Elise Ray, the 18-year-old Olympic trials and national championships all-around winner, has an outside chance of winning an all-around medal but will have to substantially improve on her eighth-place world championship finish of last year.

Kristen Maloney could battle for individual medals on the floor, while elegant 1996 veteran Amy Chow should be in the fight for individual hardware on the uneven bars and balance beam.

But the Russians and Romanians figure to be the stars of 2000. Those teams are expected to finish first and second, not necessarily in that order.

Romania's Maria Olaru, 18, is the defending world all-around champion. Her great strength is her consistency. She has no outstanding skill and no great weakness. Vyctoria Karpenko, 19, of the Ukraine; Elena Zamolodchikova, 17, of Russia, and 20-year-old Yelena Produnova of Russia should also fight for all-around medals.

Svetlana Khorkina, yet another Russian, was the 1997 world all-around champion when she was 18. She may not win an all-around medal, but it will be a huge upset if she doesn't win the gold medal on the uneven bars.

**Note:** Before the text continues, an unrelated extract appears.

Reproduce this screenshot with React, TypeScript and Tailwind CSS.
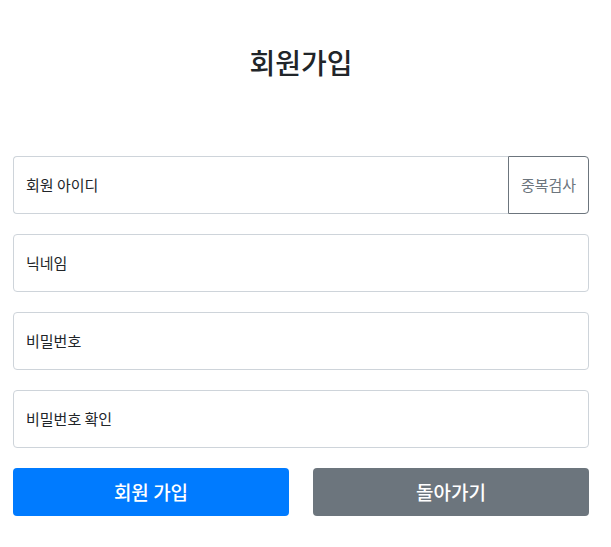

* OTHERS TO WATCH--Dark horse Australia, with the kind of hometown support that so helped the U.S. four years ago, could sneak in for a team medal. The Australians are coached by Peggy Liddick, who in 1992 and 1996 helped Steve Nunno coach seven-time U.S. medalist Shannon Miller. The Australians were a surprise fifth at last year's worlds and are rapidly improving.

* BEST STORY--It was supposed to be Shannon Miller, who would make her third U.S. Olympic team in a row and become the first American to win a gymnastics medal in three consecutive Olympics. Instead, quietly and with increasingly steady performances, it was Dominique Dawes who made the team for the third time.

Dawes, who became the first African American to win a gymnastics medal in 1996 when she won bronze on the floor exercise to go with that team gold, had retired after Atlanta. She attended the University of Maryland and began a Broadway career.

In March, she decided to join former 1996 teammates Chow, Miller, Dominique Moceanu and Jaycie Phelps in making comebacks. Miller, Moceanu and Phelps all succumbed to injuries. Dawes' steadiness and experience impressed Karolyi and when Dawes nailed her beam routine as her final apparatus at the Olympic trials, Karolyi chose her instead of Vanessa Atler.

* SOUTHLAND CONNECTION--Jamie Dantzscher, 18, San Dimas, UCLA; Kristen Maloney, 19, UCLA.

* KEY DATES--Sept. 19, team final. Sept. 21, individual all-around final, 11 p.m. Pacific. Sept. 23, vault and uneven bars final. Sept. 24, beam and floor finals.

Fast Fact

* In 1996, the best of two vaults counted. This time, the scores from the two vaults will be averaged. That will hurt the U.S. because of the relatively low start values of their vaults.